## What you have to do:
Write out each line exactly as given. Leave the pictures out of your copy.

## Recorded information:
- - -
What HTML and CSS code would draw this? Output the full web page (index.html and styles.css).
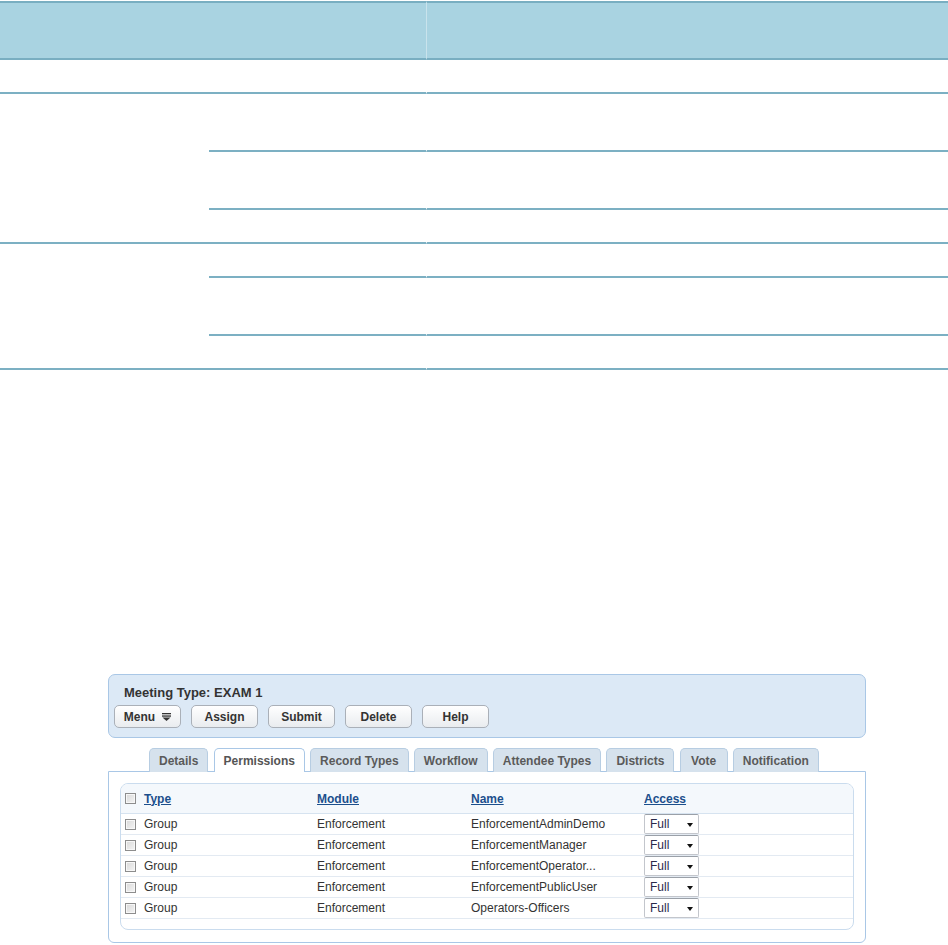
FILE: index.html
```html
<!DOCTYPE html>
<html>
<head>
<meta charset="utf-8">
<link rel="stylesheet" href="styles.css">
</head>
<body>
<div class="grid">
  <div class="hd hd-a"></div>
  <div class="hd hd-b c3"></div>

  <div class="cell r2 c1"></div>
  <div class="cell r2 c2"></div>
  <div class="cell r2 c3"></div>

  <div class="cell g1 c1"></div>
  <div class="cell r3 c2"></div>
  <div class="cell r3 c3"></div>
  <div class="cell r4 c2"></div>
  <div class="cell r4 c3"></div>
  <div class="cell r5 c2"></div>
  <div class="cell r5 c3"></div>

  <div class="cell g2 c1"></div>
  <div class="cell r6 c2"></div>
  <div class="cell r6 c3"></div>
  <div class="cell r7 c2"></div>
  <div class="cell r7 c3"></div>
  <div class="cell r8 c2"></div>
  <div class="cell r8 c3"></div>
</div>

<div class="shot">
  <div class="panel">
    <div class="title">Meeting Type: EXAM 1</div>
    <div class="buttons">
      <div class="btn">Menu <svg class="menu-ic" width="9" height="8" viewBox="0 0 9 8"><rect x="0" y="0" width="9" height="1.3" fill="#333"/><rect x="0" y="2.4" width="9" height="1.3" fill="#333"/><path d="M0.5 4.6 H8.5 L4.5 8 Z" fill="#333"/></svg></div>
      <div class="btn">Assign</div>
      <div class="btn">Submit</div>
      <div class="btn">Delete</div>
      <div class="btn">Help</div>
    </div>
  </div>

  <div class="tabs">
    <div class="tab">Details</div>
    <div class="tab active">Permissions</div>
    <div class="tab">Record Types</div>
    <div class="tab">Workflow</div>
    <div class="tab">Attendee Types</div>
    <div class="tab">Districts</div>
    <div class="tab tab-short">Vote</div>
    <div class="tab">Notification</div>
  </div>

  <div class="content">
    <div class="inner">
      <div class="row head">
        <span class="cb"></span>
        <a class="lnk">Type</a>
        <a class="lnk">Module</a>
        <a class="lnk">Name</a>
        <a class="lnk">Access</a>
      </div>
      <div class="row">
        <span class="cb"></span><span>Group</span><span>Enforcement</span><span>EnforcementAdminDemo</span>
        <span class="sel">Full<i class="arr"></i></span>
      </div>
      <div class="row">
        <span class="cb"></span><span>Group</span><span>Enforcement</span><span>EnforcementManager</span>
        <span class="sel">Full<i class="arr"></i></span>
      </div>
      <div class="row">
        <span class="cb"></span><span>Group</span><span>Enforcement</span><span>EnforcementOperator...</span>
        <span class="sel">Full<i class="arr"></i></span>
      </div>
      <div class="row">
        <span class="cb"></span><span>Group</span><span>Enforcement</span><span>EnforcementPublicUser</span>
        <span class="sel">Full<i class="arr"></i></span>
      </div>
      <div class="row">
        <span class="cb"></span><span>Group</span><span>Enforcement</span><span>Operators-Officers</span>
        <span class="sel">Full<i class="arr"></i></span>
      </div>
      <div class="tail"></div>
    </div>
  </div>
</div>
</body>
</html>
```

FILE: styles.css
```css
* { box-sizing: border-box; }
html, body { margin: 0; padding: 0; background: #fff; }
body { font-family: "Liberation Sans", Arial, sans-serif; font-size: 12px; color: #333; }

.grid {
  margin-top: 1px;
  display: grid;
  grid-template-columns: 209px 217px 1fr;
  grid-template-rows: 59px 34px 58px 58px 34px 34px 58px 34px;
}
.hd {
  background: #a9d3e1;
  border-top: 2px solid #79aec1;
  border-bottom: 2px solid #79aec1;
}
.hd-a { grid-column: 1 / 3; grid-row: 1; }
.hd-b { grid-row: 1; }
.cell { border-bottom: 2px solid #7cb0c3; }
.c1 { grid-column: 1; }
.c2 { grid-column: 2; }
.c3 { grid-column: 3; border-left: 1px solid #fff; }
.hd.c3 { border-left-color: #c9e3ec; }
.r2 { grid-row: 2; }
.r3 { grid-row: 3; }
.r4 { grid-row: 4; }
.r5 { grid-row: 5; }
.r6 { grid-row: 6; }
.r7 { grid-row: 7; }
.r8 { grid-row: 8; }
.g1 { grid-row: 3 / 6; }
.g2 { grid-row: 6 / 9; }

.shot {
  margin: 304px 0 0 108px;
  width: 758px;
}
.panel {
  height: 64px;
  background: #dce9f6;
  border: 1px solid #a9c7e6;
  border-radius: 7px;
  padding: 10px 5px 0 5px;
}
.title {
  font-size: 13px;
  font-weight: bold;
  line-height: 15px;
  padding-left: 10px;
  color: #333;
}
.buttons {
  display: flex;
  gap: 10px;
  margin-top: 5px;
}
.btn {
  width: 67px;
  height: 23px;
  border: 1px solid #aab0b8;
  border-radius: 5px;
  background: linear-gradient(#ffffff, #e9ecef);
  font-weight: bold;
  font-size: 12px;
  color: #333;
  display: flex;
  align-items: center;
  justify-content: center;
  gap: 7px;
}
.menu-ic { display: block; }

.tabs {
  display: flex;
  gap: 5.2px;
  margin-top: 10px;
  padding-left: 41px;
  position: relative;
  z-index: 1;
}
.tab {
  height: 24px;
  margin-bottom: -1px;
  padding: 0 9px;
  background: #d6e2ed;
  border: 1px solid #b7cde2;
  border-bottom: none;
  border-radius: 5px 5px 0 0;
  font-weight: bold;
  color: #5a5a5a;
  line-height: 24px;
  text-align: center;
}
.tab-short { min-width: 48px; }
.tab.active {
  background: #fff;
  border-color: #a9c7e6;
  color: #555;
}

.content {
  height: 172px;
  border: 1px solid #a9c7e6;
  border-radius: 0 0 6px 6px;
  padding: 11px 11px 0 11px;
  background: #fff;
}
.inner {
  border: 1px solid #cadcee;
  border-radius: 8px;
  overflow: hidden;
  height: 147px;
}
.row {
  display: grid;
  grid-template-columns: 19px 173px 154px 173px 1fr;
  align-items: center;
  padding-left: 4px;
  height: 21px;
  border-bottom: 1px solid #e3eaf2;
}
.row.head {
  height: 30px;
  background: #f4f8fc;
  border-bottom: 1px solid #d6e3f0;
}
.lnk {
  font-weight: bold;
  color: #1c4f8c;
  text-decoration: underline;
}
.cb {
  width: 11px;
  height: 11px;
  border: 1px solid #8d8d8d;
  background: linear-gradient(135deg, #d9d9d9, #f4f4f4);
  box-shadow: inset 0 0 0 1px #f7f7f7;
}
.sel {
  width: 55px;
  height: 20px;
  align-self: start;
  border: 1px solid #c3c6cc;
  border-top-color: #9aa0a8;
  border-radius: 2px;
  padding-left: 5px;
  line-height: 19px;
  color: #2a2a4a;
  position: relative;
  background: #fff;
}
.arr {
  position: absolute;
  right: 5px;
  top: 8px;
  width: 0;
  height: 0;
  border-left: 3.5px solid transparent;
  border-right: 3.5px solid transparent;
  border-top: 4px solid #111;
}
.tail { height: 9px; }
```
- - -
## Complete output:
What HTML and CSS code would draw this? Output the full web page (index.html and styles.css).
FILE: index.html
```html
<!DOCTYPE html>
<html>
<head>
<meta charset="utf-8">
<link rel="stylesheet" href="styles.css">
</head>
<body>
<div class="grid">
  <div class="hd hd-a"></div>
  <div class="hd hd-b c3"></div>

  <div class="cell r2 c1"></div>
  <div class="cell r2 c2"></div>
  <div class="cell r2 c3"></div>

  <div class="cell g1 c1"></div>
  <div class="cell r3 c2"></div>
  <div class="cell r3 c3"></div>
  <div class="cell r4 c2"></div>
  <div class="cell r4 c3"></div>
  <div class="cell r5 c2"></div>
  <div class="cell r5 c3"></div>

  <div class="cell g2 c1"></div>
  <div class="cell r6 c2"></div>
  <div class="cell r6 c3"></div>
  <div class="cell r7 c2"></div>
  <div class="cell r7 c3"></div>
  <div class="cell r8 c2"></div>
  <div class="cell r8 c3"></div>
</div>

<div class="shot">
  <div class="panel">
    <div class="title">Meeting Type: EXAM 1</div>
    <div class="buttons">
      <div class="btn">Menu <svg class="menu-ic" width="9" height="8" viewBox="0 0 9 8"><rect x="0" y="0" width="9" height="1.3" fill="#333"/><rect x="0" y="2.4" width="9" height="1.3" fill="#333"/><path d="M0.5 4.6 H8.5 L4.5 8 Z" fill="#333"/></svg></div>
      <div class="btn">Assign</div>
      <div class="btn">Submit</div>
      <div class="btn">Delete</div>
      <div class="btn">Help</div>
    </div>
  </div>

  <div class="tabs">
    <div class="tab">Details</div>
    <div class="tab active">Permissions</div>
    <div class="tab">Record Types</div>
    <div class="tab">Workflow</div>
    <div class="tab">Attendee Types</div>
    <div class="tab">Districts</div>
    <div class="tab tab-short">Vote</div>
    <div class="tab">Notification</div>
  </div>

  <div class="content">
    <div class="inner">
      <div class="row head">
        <span class="cb"></span>
        <a class="lnk">Type</a>
        <a class="lnk">Module</a>
        <a class="lnk">Name</a>
        <a class="lnk">Access</a>
      </div>
      <div class="row">
        <span class="cb"></span><span>Group</span><span>Enforcement</span><span>EnforcementAdminDemo</span>
        <span class="sel">Full<i class="arr"></i></span>
      </div>
      <div class="row">
        <span class="cb"></span><span>Group</span><span>Enforcement</span><span>EnforcementManager</span>
        <span class="sel">Full<i class="arr"></i></span>
      </div>
      <div class="row">
        <span class="cb"></span><span>Group</span><span>Enforcement</span><span>EnforcementOperator...</span>
        <span class="sel">Full<i class="arr"></i></span>
      </div>
      <div class="row">
        <span class="cb"></span><span>Group</span><span>Enforcement</span><span>EnforcementPublicUser</span>
        <span class="sel">Full<i class="arr"></i></span>
      </div>
      <div class="row">
        <span class="cb"></span><span>Group</span><span>Enforcement</span><span>Operators-Officers</span>
        <span class="sel">Full<i class="arr"></i></span>
      </div>
      <div class="tail"></div>
    </div>
  </div>
</div>
</body>
</html>
```

FILE: styles.css
```css
* { box-sizing: border-box; }
html, body { margin: 0; padding: 0; background: #fff; }
body { font-family: "Liberation Sans", Arial, sans-serif; font-size: 12px; color: #333; }

.grid {
  margin-top: 1px;
  display: grid;
  grid-template-columns: 209px 217px 1fr;
  grid-template-rows: 59px 34px 58px 58px 34px 34px 58px 34px;
}
.hd {
  background: #a9d3e1;
  border-top: 2px solid #79aec1;
  border-bottom: 2px solid #79aec1;
}
.hd-a { grid-column: 1 / 3; grid-row: 1; }
.hd-b { grid-row: 1; }
.cell { border-bottom: 2px solid #7cb0c3; }
.c1 { grid-column: 1; }
.c2 { grid-column: 2; }
.c3 { grid-column: 3; border-left: 1px solid #fff; }
.hd.c3 { border-left-color: #c9e3ec; }
.r2 { grid-row: 2; }
.r3 { grid-row: 3; }
.r4 { grid-row: 4; }
.r5 { grid-row: 5; }
.r6 { grid-row: 6; }
.r7 { grid-row: 7; }
.r8 { grid-row: 8; }
.g1 { grid-row: 3 / 6; }
.g2 { grid-row: 6 / 9; }

.shot {
  margin: 304px 0 0 108px;
  width: 758px;
}
.panel {
  height: 64px;
  background: #dce9f6;
  border: 1px solid #a9c7e6;
  border-radius: 7px;
  padding: 10px 5px 0 5px;
}
.title {
  font-size: 13px;
  font-weight: bold;
  line-height: 15px;
  padding-left: 10px;
  color: #333;
}
.buttons {
  display: flex;
  gap: 10px;
  margin-top: 5px;
}
.btn {
  width: 67px;
  height: 23px;
  border: 1px solid #aab0b8;
  border-radius: 5px;
  background: linear-gradient(#ffffff, #e9ecef);
  font-weight: bold;
  font-size: 12px;
  color: #333;
  display: flex;
  align-items: center;
  justify-content: center;
  gap: 7px;
}
.menu-ic { display: block; }

.tabs {
  display: flex;
  gap: 5.2px;
  margin-top: 10px;
  padding-left: 41px;
  position: relative;
  z-index: 1;
}
.tab {
  height: 24px;
  margin-bottom: -1px;
  padding: 0 9px;
  background: #d6e2ed;
  border: 1px solid #b7cde2;
  border-bottom: none;
  border-radius: 5px 5px 0 0;
  font-weight: bold;
  color: #5a5a5a;
  line-height: 24px;
  text-align: center;
}
.tab-short { min-width: 48px; }
.tab.active {
  background: #fff;
  border-color: #a9c7e6;
  color: #555;
}

.content {
  height: 172px;
  border: 1px solid #a9c7e6;
  border-radius: 0 0 6px 6px;
  padding: 11px 11px 0 11px;
  background: #fff;
}
.inner {
  border: 1px solid #cadcee;
  border-radius: 8px;
  overflow: hidden;
  height: 147px;
}
.row {
  display: grid;
  grid-template-columns: 19px 173px 154px 173px 1fr;
  align-items: center;
  padding-left: 4px;
  height: 21px;
  border-bottom: 1px solid #e3eaf2;
}
.row.head {
  height: 30px;
  background: #f4f8fc;
  border-bottom: 1px solid #d6e3f0;
}
.lnk {
  font-weight: bold;
  color: #1c4f8c;
  text-decoration: underline;
}
.cb {
  width: 11px;
  height: 11px;
  border: 1px solid #8d8d8d;
  background: linear-gradient(135deg, #d9d9d9, #f4f4f4);
  box-shadow: inset 0 0 0 1px #f7f7f7;
}
.sel {
  width: 55px;
  height: 20px;
  align-self: start;
  border: 1px solid #c3c6cc;
  border-top-color: #9aa0a8;
  border-radius: 2px;
  padding-left: 5px;
  line-height: 19px;
  color: #2a2a4a;
  position: relative;
  background: #fff;
}
.arr {
  position: absolute;
  right: 5px;
  top: 8px;
  width: 0;
  height: 0;
  border-left: 3.5px solid transparent;
  border-right: 3.5px solid transparent;
  border-top: 4px solid #111;
}
.tail { height: 9px; }
```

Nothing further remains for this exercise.